* [WRITTEN REQUEST]
Filter this data down to the lines that hold "screenshot", and copy them.

* [DATA ROWS]
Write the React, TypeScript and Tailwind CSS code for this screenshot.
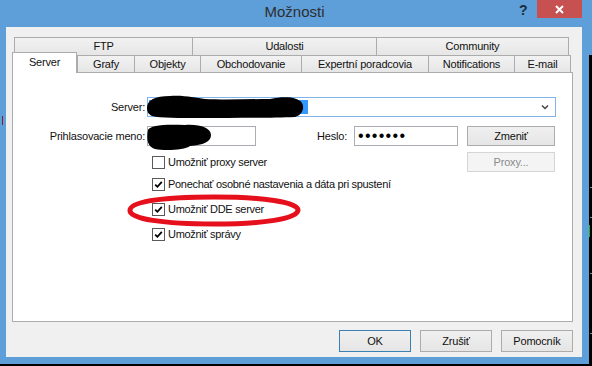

...

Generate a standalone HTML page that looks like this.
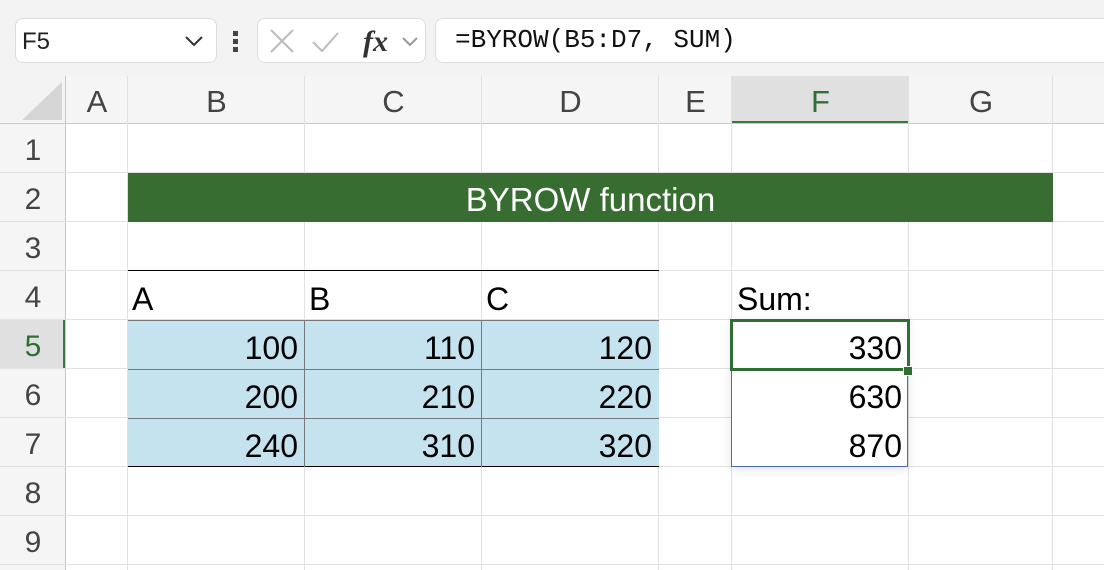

--

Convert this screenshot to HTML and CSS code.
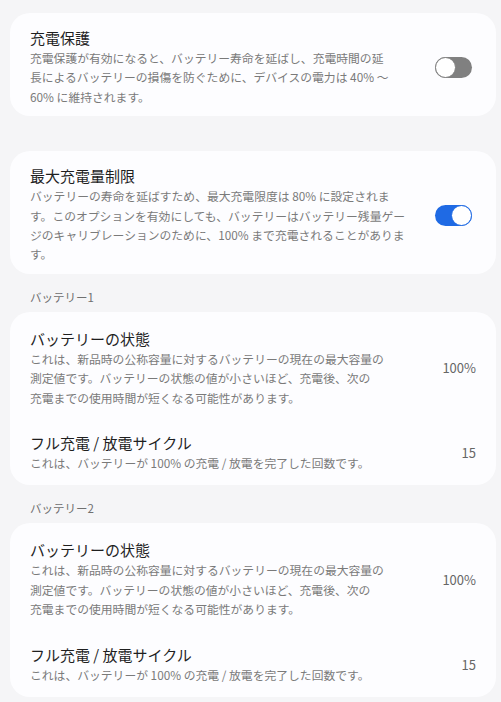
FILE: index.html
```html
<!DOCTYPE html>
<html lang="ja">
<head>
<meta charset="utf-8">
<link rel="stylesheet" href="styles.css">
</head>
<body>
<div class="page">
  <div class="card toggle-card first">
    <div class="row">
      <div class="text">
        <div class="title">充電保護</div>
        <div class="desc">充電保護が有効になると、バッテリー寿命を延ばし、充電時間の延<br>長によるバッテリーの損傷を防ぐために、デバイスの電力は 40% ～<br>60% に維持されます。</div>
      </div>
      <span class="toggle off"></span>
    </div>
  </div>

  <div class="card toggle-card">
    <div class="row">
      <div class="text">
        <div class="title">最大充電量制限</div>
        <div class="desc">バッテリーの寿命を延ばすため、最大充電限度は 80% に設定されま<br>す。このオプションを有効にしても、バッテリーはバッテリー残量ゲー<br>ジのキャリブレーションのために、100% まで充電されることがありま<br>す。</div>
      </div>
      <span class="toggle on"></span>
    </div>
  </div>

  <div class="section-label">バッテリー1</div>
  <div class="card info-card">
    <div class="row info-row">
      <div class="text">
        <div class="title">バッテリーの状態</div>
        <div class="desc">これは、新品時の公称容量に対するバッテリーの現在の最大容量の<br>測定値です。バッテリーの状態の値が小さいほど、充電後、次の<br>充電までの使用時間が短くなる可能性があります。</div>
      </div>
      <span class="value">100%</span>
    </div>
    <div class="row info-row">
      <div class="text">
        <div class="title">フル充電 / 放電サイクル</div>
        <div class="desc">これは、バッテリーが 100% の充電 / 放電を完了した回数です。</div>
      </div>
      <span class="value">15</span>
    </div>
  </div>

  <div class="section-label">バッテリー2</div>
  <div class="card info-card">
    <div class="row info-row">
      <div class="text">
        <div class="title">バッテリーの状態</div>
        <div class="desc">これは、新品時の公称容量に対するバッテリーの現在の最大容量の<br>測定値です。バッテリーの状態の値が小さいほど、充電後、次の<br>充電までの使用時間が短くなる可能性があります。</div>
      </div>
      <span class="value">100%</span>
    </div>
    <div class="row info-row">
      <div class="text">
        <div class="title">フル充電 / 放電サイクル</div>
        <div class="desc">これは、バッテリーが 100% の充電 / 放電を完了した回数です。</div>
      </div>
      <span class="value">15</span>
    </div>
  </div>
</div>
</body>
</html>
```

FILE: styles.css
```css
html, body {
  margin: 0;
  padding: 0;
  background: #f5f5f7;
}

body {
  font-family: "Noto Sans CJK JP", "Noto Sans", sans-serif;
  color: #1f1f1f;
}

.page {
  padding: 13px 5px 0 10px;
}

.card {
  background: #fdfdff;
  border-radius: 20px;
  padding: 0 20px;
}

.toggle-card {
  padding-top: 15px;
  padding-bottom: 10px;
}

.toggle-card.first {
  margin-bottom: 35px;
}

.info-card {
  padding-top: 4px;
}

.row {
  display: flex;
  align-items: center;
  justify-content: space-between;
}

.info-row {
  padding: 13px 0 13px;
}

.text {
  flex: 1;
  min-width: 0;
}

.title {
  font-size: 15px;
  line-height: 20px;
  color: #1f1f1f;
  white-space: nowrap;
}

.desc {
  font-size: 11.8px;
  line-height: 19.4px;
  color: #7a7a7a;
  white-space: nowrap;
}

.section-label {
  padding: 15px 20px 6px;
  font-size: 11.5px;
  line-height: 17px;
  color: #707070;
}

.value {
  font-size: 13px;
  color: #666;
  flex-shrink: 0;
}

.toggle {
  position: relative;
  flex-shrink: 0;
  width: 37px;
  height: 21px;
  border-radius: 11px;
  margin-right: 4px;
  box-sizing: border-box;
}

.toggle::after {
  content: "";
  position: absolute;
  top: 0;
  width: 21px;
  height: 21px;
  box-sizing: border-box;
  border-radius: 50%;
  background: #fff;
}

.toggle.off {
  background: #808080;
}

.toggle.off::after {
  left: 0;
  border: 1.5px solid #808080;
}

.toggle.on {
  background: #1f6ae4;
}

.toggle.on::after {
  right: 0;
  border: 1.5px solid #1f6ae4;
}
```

* [FULL ANSWER]
Write the React, TypeScript and Tailwind CSS code for this screenshot.
Convert this screenshot to HTML and CSS code.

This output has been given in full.